Lazard is ramping up its emerging Europe coverage and aims to become the top advisory-only house in the region, its new regional head tells Euromoney.
Over the past decade, Lazard has been successful in public sector advisory in CEE – most notably in Kazakhstan, where it was mandated on the restructurings of failed lenders BTA Bank and Alliance Bank – but it has been less active in private sector transactions.
It previously managed its emerging Europe M&A coverage through a joint venture with the investment banking arm of Raiffeisen Bank International (RBI) set up before the financial crisis. Lazard has reorganized its regional coverage and ended that arrangement but it has retained some of the Austrian bank’s leading lights as consultants, including Martin Schwedler, former head of M&A at RBI, and Herbert Stepic, the legendary architect of Raiffeisen’s CEE expansion, who resigned in 2013 over questions about property dealing in Asia.
Lazard’s choice of Djelic to head its revamped regional division also shows its preference for prominent personalities.
The former McKinsey employee has served two terms in government in Serbia, as finance and economy minister from 2001 to 2004 and as deputy prime minister for four years until 2011, with a stint in between as director for CEE at Crédit Agricole.
He joined Lazard’s sovereign advisory group in January 2014 and was given responsibility for CEE in March last year.
Djelic is confident that Lazard can leverage its public sector expertise to expand its franchise in the region. “We believe that covering sovereign advisory work, as well as classic M&A and restructuring, gives us a competitive advantage, particularly in countries where the state is a major player in the economy,” he says.
He cites the example of Lazard’s work on Ukraine’s debt restructuring, which he says makes the firm “well-qualified” to undertake similar mandates in the private sector.
The Ukrainian government picked Lazard in January 2015 as its exclusive financial adviser on the restructuring of $18 billion of sovereign debt, an operation that was successfully completed in November when bondholders agreed to accept a 20% nominal haircut and maturity extensions in return for warrants linked to Ukraine’s economic growth.
Lazard was also sole adviser on external debt restructurings for Ukrainian state-owned banks Ukreximbank and Oschadbank.

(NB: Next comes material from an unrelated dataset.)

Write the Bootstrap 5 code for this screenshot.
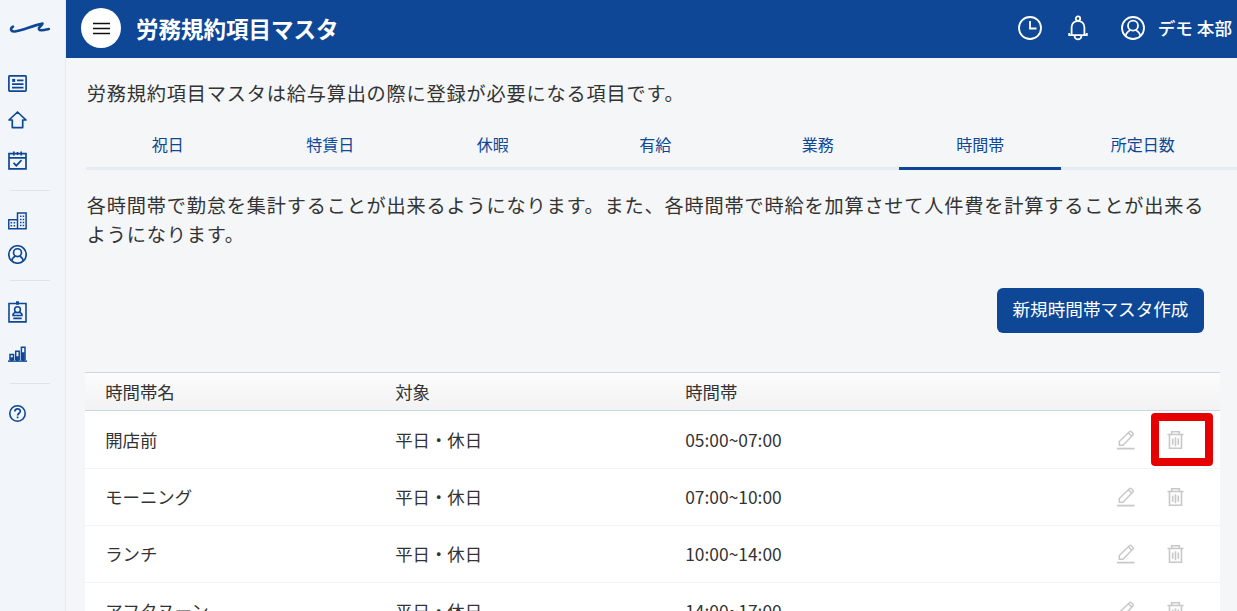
<!DOCTYPE html>
<html lang="ja">
<head>
<meta charset="utf-8">
<meta name="viewport" content="width=device-width, initial-scale=1">
<title>労務規約項目マスタ</title>
<link href="https://cdn.jsdelivr.net/npm/bootstrap@5.3.0/dist/css/bootstrap.min.css" rel="stylesheet">
<style>
:root{--navy:#0e4796}
body{font-family:"Noto Sans CJK JP",sans-serif;color:#333;background:#f4f6f8;height:611px}
svg{display:block;flex:none;fill:none;stroke:currentColor}
.side{width:66px;background:#f2f6fb;border-right:1px solid #e3e8f1;color:var(--navy);padding-left:8px}
.side hr{width:40px;margin:0 0 0 2px;border-color:#dfe3ea;opacity:1}
.topbar{height:58px;background:var(--navy);padding:0 5px 2px 15px}
.menu-btn{width:40px;height:40px;color:#111}
.page-title{font-size:22.5px;line-height:34px;margin-left:15px}
.user-name{font-size:17.6px;font-weight:500;margin-left:13px}
.content-area{padding-left:19px}
.intro{font-size:19.2px;letter-spacing:.8px;line-height:29px;padding-left:1.8px;padding-top:21px;width:1127px}
.tabs{border-bottom:3px solid #e5eaf3;height:45px;margin:17px 0 0 1px}
.tabs .nav-link{width:162.5px;height:45px;padding:7px 0 0 1px;text-align:center;font-size:16px;line-height:24px;color:var(--navy);border-bottom:3px solid transparent}
.tabs .nav-link.active{border-color:var(--navy)}
.create-btn{width:207px;height:45px;background:var(--navy);color:#fff;font-size:17.6px;line-height:26px;padding:8px 0 11px;border:0;border-radius:6px}
.grid-list{width:1135px;font-size:17.4px;margin-top:39px}
.grid-head{height:39px;border:solid #c9d8e8;border-width:1px 0;background:linear-gradient(#fcfcfd,#f2f2f2);padding-top:2px}
.grid-row{height:57px;background:#fff;border-bottom:1px solid #f3f4f6}
.grid-row:nth-child(2){height:58px;padding-top:1px}
.cell{width:290px;padding-left:20.2px}
.tools{color:#c8c8c8;margin-left:auto;padding-right:36px;gap:32px}
.marker{left:-16px;top:-17px;width:62px;height:53px;border:8px solid #e60000;border-radius:4px}
</style>
</head>
<body class="d-flex overflow-hidden">
<svg width="0" height="0" class="position-absolute">
<symbol id="user" viewBox="0 0 24 24"><circle cx="12" cy="12" r="11"/><circle cx="12" cy="9.7" r="5"/><path d="M4.7 20C5.3 16.5 7.7 14.8 9.5 14M19.3 20C18.7 16.5 16.3 14.8 14.5 14"/></symbol>
<symbol id="pen" viewBox="0 0 18 20"><path d="M0 18.6h17.5" stroke-width="1.8"/><path d="M2.3 15.3V11.5L12.4 1.7Q13.4.8 14.3 1.7L15.9 3.3Q16.7 4.2 15.9 5L6 15.3Z M11.6 3l3.1 3.1" stroke-width="1.5"/></symbol>
<symbol id="trash" viewBox="0 0 16 20"><path d="M0 4.5h16M4.2 4.5V1.7h7.6v2.8M2 5v13.2h12V5M8 7.2v9M5.2 8.5v6.3M10.8 8.5v6.3" stroke-width="1.6"/></symbol>
</svg>

<aside class="side d-flex flex-column flex-shrink-0">
  <svg width="44" height="14" viewBox="0 0 44 14" style="margin-top:21px" stroke-width="2.6" stroke-linecap="round" stroke-linejoin="round"><path d="M5 5.6C1.8 7.6 2.7 11 6.8 10.5C15 9.6 24 4.6 34.5 2.6C34.5 3.8 33.5 4.5 32 5.7C29.8 7.6 31 9.6 34 9.2C36.7 8.9 38.5 8.4 40.8 8"/></svg>
  <svg width="19" height="17" viewBox="0 0 19 17" style="margin-top:40px" stroke-width="1.7"><rect x=".9" y=".8" width="17.2" height="15.3" rx="1"/><path d="M9 5.3h6.5M4 9.2h11.5M4 12.6h11.5"/><path d="M4.2 5.4h3" stroke-width="3"/></svg>
  <svg width="19" height="18" viewBox="0 0 19 18" style="margin-top:19px" stroke-width="1.7" stroke-linejoin="round"><path d="M9.5 1L1 9h3.3v7.6h10.4V9H18Z"/></svg>
  <svg width="19" height="19" viewBox="0 0 19 19" style="margin-top:22px" stroke-width="1.7"><path d="M1 2.7h17v15.2H1ZM1 6.9h17M5.8.5v4M13.2.5v4M9.5.9v3.2"/><path d="M5.5 11.8l2.8 2.9 5.2-5.6"/></svg>
  <hr style="margin-top:20px">
  <svg width="19" height="18" viewBox="0 0 19 18" style="margin-top:21px" stroke-width="1.5"><path d="M9.5 16.8V1h8.6v15.8H.8V7.8h8.7M.8 16.8"/><path d="M12 4.3h1.5m1.2 0h1.5M12 7.4h1.5m1.2 0h1.5M12 10.5h1.5m1.2 0h1.5M12 13.6h1.5m1.2 0h1.5M2.6 10.8h1.6m1.4 0h1.6M2.6 13.8h1.6m1.4 0h1.6"/></svg>
  <svg width="19" height="19" style="margin-top:15px" stroke-width="2.1"><use href="#user"/></svg>
  <hr style="margin-top:16px">
  <svg width="19" height="22" viewBox="0 0 19 22" style="margin-top:20px" stroke-width="1.6"><path d="M1 2.5h17v18.4H1Z"/><path d="M8 2h3" stroke-width="3.4"/><circle cx="9.5" cy="8.7" r="2.9"/><path d="M4.8 14.3q.4-2.6 3.2-3M14.2 14.3q-.4-2.6-3.2-3M4.2 14.5h10.6M5.3 17.4h8.4"/></svg>
  <svg width="19" height="16" viewBox="0 0 19 16" style="margin-top:23px" stroke-width="1.5"><path d="M0 15.1h19"/><path d="M2 14V8.5h3.5V14M7.7 14V5.2h3.5V14M13.4 14V1.3H17V14"/><path d="M3.7 11.3V15M9.4 10.3V15M15.2 6.3V15" stroke-width="3"/></svg>
  <hr style="margin-top:21px">
  <svg width="19" height="19" viewBox="0 0 19 19" style="margin-top:20px" stroke-width="1.6"><circle cx="9.5" cy="9.5" r="7.7"/><path d="M6.9 7.4c0-3.4 5.4-3.4 5.4-.2 0 2-2.7 2.1-2.7 4.4M9.6 12.6v1.6" stroke-width="1.7"/></svg>
</aside>

<main class="flex-grow-1">
  <header class="topbar navbar flex-nowrap text-white">
    <button class="menu-btn btn bg-white rounded-circle p-0 d-flex align-items-center justify-content-center"><svg width="17" height="13" stroke-width="1.4"><path d="M0 1.5h17M0 6.5h17M0 11.5h17"/></svg></button>
    <h1 class="page-title fw-bold mb-0">労務規約項目マスタ</h1>
    <svg class="ms-auto" width="24" height="24" viewBox="0 0 24 24" stroke-width="1.8"><circle cx="12" cy="12" r="11"/><path d="M12 5v7.5h6.5"/></svg>
    <svg width="20" height="26" viewBox="0 0 20 26" style="margin-left:26px" stroke-width="1.8"><circle cx="10" cy="3.6" r="2.2"/><path d="M3.6 20v-7.8a6.4 6.4 0 0112.8 0V20M1.2 18v2.2h17.6V18M6.6 21a3.4 3.4 0 006.8 0"/></svg>
    <svg width="24" height="24" style="margin-left:33px" stroke-width="1.8"><use href="#user"/></svg>
    <span class="user-name">デモ 本部</span>
  </header>
  <div class="content-area">
    <p class="intro mb-0">労務規約項目マスタは給与算出の際に登録が必要になる項目です。</p>
    <nav class="tabs nav flex-nowrap">
      <a class="nav-link">祝日</a><a class="nav-link">特賃日</a><a class="nav-link">休暇</a><a class="nav-link">有給</a><a class="nav-link">業務</a><a class="nav-link active">時間帯</a><a class="nav-link">所定日数</a>
    </nav>
    <p class="intro mb-0">各時間帯で勤怠を集計することが出来るようになります。また、各時間帯で時給を加算させて人件費を計算することが出来るようになります。</p>
    <div class="d-flex justify-content-end" style="padding:39px 33px 0 0"><button class="create-btn btn">新規時間帯マスタ作成</button></div>
    <section class="grid-list">
      <div class="grid-head d-flex align-items-center"><div class="cell">時間帯名</div><div class="cell">対象</div><div class="cell">時間帯</div></div>
      <div class="grid-row d-flex align-items-center"><div class="cell">開店前</div><div class="cell">平日・休日</div><div class="cell">05:00~07:00</div><div class="tools d-flex"><svg width="18" height="20"><use href="#pen"/></svg><div class="position-relative"><svg width="17" height="20"><use href="#trash"/></svg><span class="marker position-absolute"></span></div></div></div>
      <div class="grid-row d-flex align-items-center"><div class="cell">モーニング</div><div class="cell">平日・休日</div><div class="cell">07:00~10:00</div><div class="tools d-flex"><svg width="18" height="20"><use href="#pen"/></svg><svg width="17" height="20"><use href="#trash"/></svg></div></div>
      <div class="grid-row d-flex align-items-center"><div class="cell">ランチ</div><div class="cell">平日・休日</div><div class="cell">10:00~14:00</div><div class="tools d-flex"><svg width="18" height="20"><use href="#pen"/></svg><svg width="17" height="20"><use href="#trash"/></svg></div></div>
      <div class="grid-row d-flex align-items-center"><div class="cell">アフタヌーン</div><div class="cell">平日・休日</div><div class="cell">14:00~17:00</div><div class="tools d-flex"><svg width="18" height="20"><use href="#pen"/></svg><svg width="17" height="20"><use href="#trash"/></svg></div></div>
    </section>
  </div>
</main>
<script src="https://cdn.jsdelivr.net/npm/bootstrap@5.3.0/dist/js/bootstrap.bundle.min.js"></script>
</body>
</html>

Other notable recent public-sector mandates have included the Slovenian government’s sale of Nova KBM, the country’s second-largest bank, and the privatization of Serbia’s Telekom Srbija. The former was successfully concluded in June, when the lender was sold to Apollo Global Management and the European Bank for Reconstruction and Development (EBRD) for €250 million. The Telekom Srbija sale proved more challenging and was cancelled at the last minute in December, reportedly due to unrealistic price expectations and in-fighting among local policymakers.

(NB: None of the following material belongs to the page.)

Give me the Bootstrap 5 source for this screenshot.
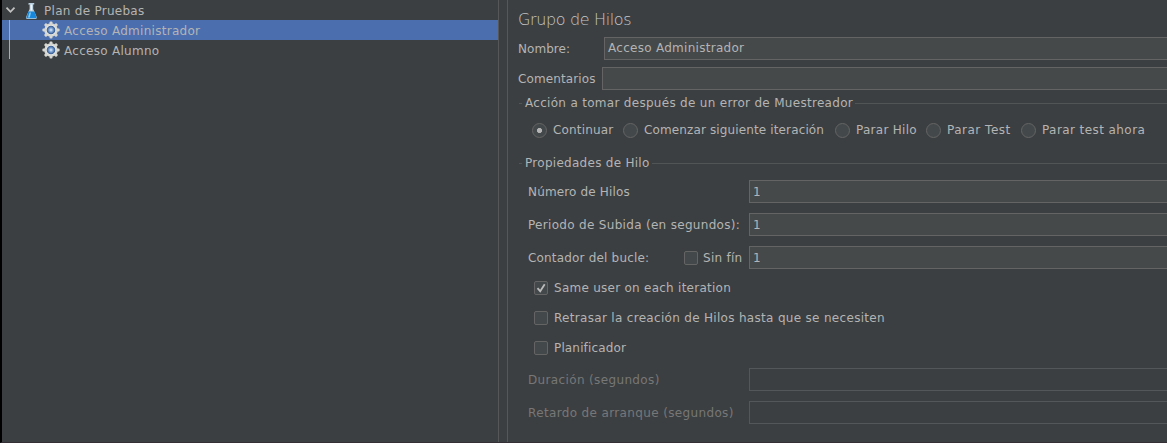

In the private sector, Lazard’s highest-profile mandate in recent years was as adviser to KKR on its €1 billion acquisition of Balkan pay-TV and broadband provider SBB/Telemach from regional private equity fund Mid Europa.
Deals of this size are rare in CEE, however, and Djelic says Lazard is happy to pursue more mid-market opportunities. “Smaller deals can be worth doing, particularly if they mark the start of a regional consolidation,” he says. “Even smaller countries can produce interesting clients with regional or global ambitions. One of our objectives in CEE is to identify companies that will be regional leaders in future.”

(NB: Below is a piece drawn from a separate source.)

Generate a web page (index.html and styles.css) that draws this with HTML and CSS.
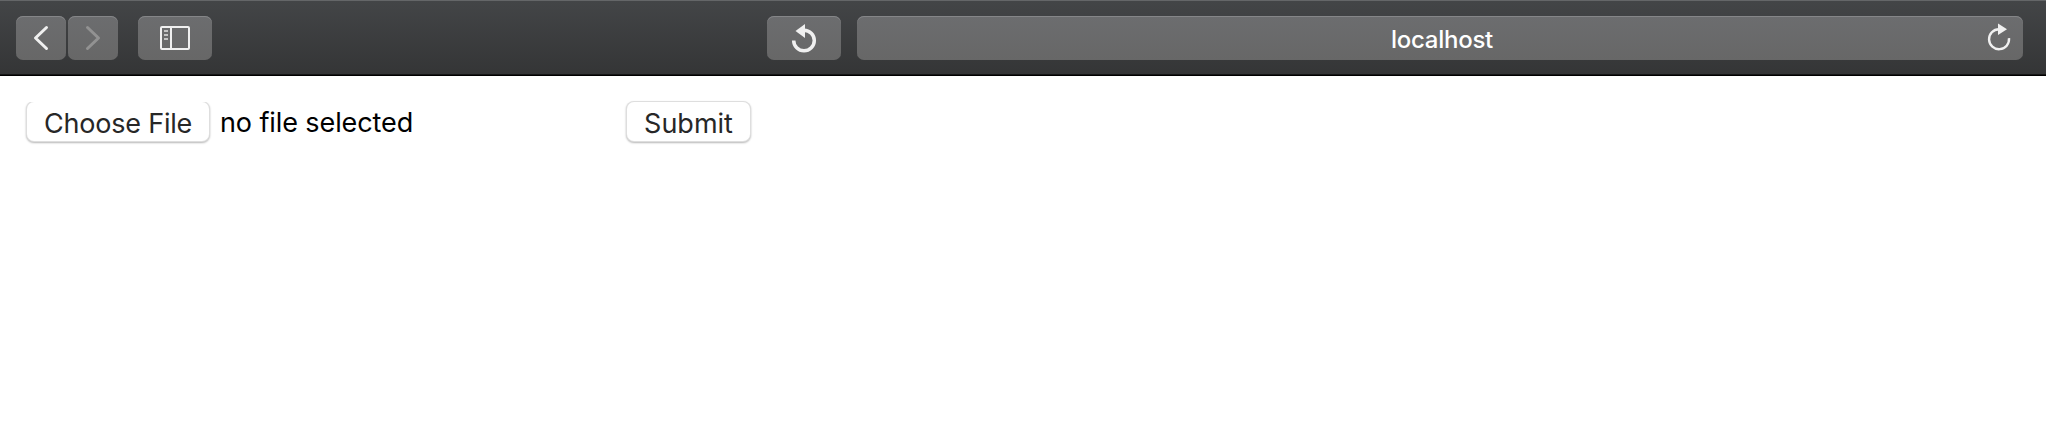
FILE: index.html
```html
<!DOCTYPE html>
<html lang="en">
<head>
<meta charset="utf-8">
<title>localhost</title>
<link rel="stylesheet" href="styles.css">
</head>
<body>
<header class="toolbar">
  <button class="tool nav" aria-label="Back"><svg width="50" height="44" viewBox="0 0 50 44"><path d="M30.500 11.500L19.500 22L30.500 32.500" class="chevron"/></svg></button>
  <button class="tool nav forward" aria-label="Forward"><svg width="50" height="44" viewBox="0 0 50 44"><path d="M19.500 11.500L30.500 22L19.500 32.500" class="chevron"/></svg></button>
  <button class="tool wide sidebar" aria-label="Sidebar"><svg width="74" height="44" viewBox="0 0 74 44"><rect x="23" y="11" width="28" height="22" rx="1" class="frame"/><path d="M33 11V33" class="frame"/><path d="M26 15H30M26 19H30M26 23H30" class="lines"/></svg></button>
  <button class="tool wide reload" aria-label="Reload"><svg width="74" height="44" viewBox="0 0 74 44"><path d="M26.700 24.500A10.300 10.300 0 1 0 37 14.200" class="arc"/><path d="M38 8V22L28.500 15Z" class="head"/></svg></button>
  <div class="tool address"><span class="host">localhost</span><svg class="refresh" width="50" height="44" viewBox="0 0 50 44"><path d="M36 22.200A10 10 0 1 1 26 13.200" class="ring"/><path d="M25 7.500V19L34 13.300Z" class="head"/></svg></div>
</header>
<main class="page">
  <form class="form">
    <button type="button" class="button choose">Choose File</button>
    <span class="status">no file selected</span>
    <button type="button" class="button submit">Submit</button>
  </form>
</main>
</body>
</html>
```
FILE: styles.css
```css
* { box-sizing: border-box; }
body { margin: 0; background: #fff; font-family: Inter, "Liberation Sans", sans-serif; }
svg { display: block; }
.toolbar {
  display: flex;
  height: 76px;
  padding: 15px 23px 0 16px;
  background: linear-gradient(#434547, #343536);
  border-top: 1px solid #646668;
  border-bottom: 1px solid #000;
  box-shadow: inset 0 -1px #161616;
}
.tool {
  height: 44px;
  flex: none;
  padding: 0;
  border: 0;
  border-radius: 7px;
  background: linear-gradient(#6c6d6f, #676767);
  box-shadow: inset 0 1px #858688;
}
.nav { width: 50px; }
.wide { width: 74px; }
.forward { margin-left: 2px; }
.forward .chevron { stroke: #929292; }
.sidebar { margin-left: 20px; }
.reload { margin-left: 555px; }
.address { position: relative; display: flex; flex: 1; margin-left: 16px; align-items: center; justify-content: center; }
.host { padding: 3px 0 0 4px; color: #fff; font-size: 24px; font-weight: 500; line-height: 44px; letter-spacing: -0.25px; white-space: nowrap; }
.refresh { position: absolute; top: 0; right: 0; }
.chevron, .frame, .lines, .arc, .ring { fill: none; stroke: #f0f0f0; }
.chevron { stroke-width: 3; stroke-linecap: round; stroke-linejoin: round; }
.frame { stroke-width: 2; }
.lines { stroke: #c4c4c4; stroke-width: 2; }
.arc { stroke-width: 3.5; }
.ring { stroke-width: 2.4; }
.head { fill: #f0f0f0; }
.page { padding: 26px 27px; }
.form { display: flex; width: 723px; align-items: flex-start; }
.button {
  height: 39px;
  padding: 3px 0 0;
  border: 0;
  border-radius: 7px;
  background: #fff;
  color: #272727;
  font: 27px/36px Inter, "Liberation Sans", sans-serif;
  white-space: nowrap;
  box-shadow: 0 0 0 1px #dedede, 0 1px 2px 1px #b8b8b8;
}
.button { padding-top: 4px; line-height: 35px; }
.choose { width: 182px; letter-spacing: -0.2px; clip-path: inset(0 -4px -5px -4px); }
.status { margin-left: 11px; padding-top: 2px; color: #000; font-size: 27px; line-height: 38px; letter-spacing: -0.1px; white-space: nowrap; }
.submit { width: 123px; margin-left: auto; letter-spacing: 0; }
```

While acknowledging that returns are better in bigger markets and on bigger deals, Djelic insists this is “not enough to create a regional strategy.
“To build up our franchise we need to work on the most complex and challenging transactions in the region with the most advanced and dynamic groups and entrepreneurs,” he says. “If we can achieve that then the economics will follow, but we are not putting the economics first.”
He adds that Polish companies, in particular, are well-placed to increase their regional footprint.
“Most Polish groups may not have the muscle to make big western acquisitions but there are good opportunities for both financial institutions and corporates to leverage their experience and expertise to expand within CEE,” he says.
One area where Djelic sees fewer opportunities for Lazard in CEE is in equity capital markets advisory. As he notes, equity valuations in the region are “definitely not at levels that entrepreneurs would want to list at, as a result of which many IPO proposals have been shelved”.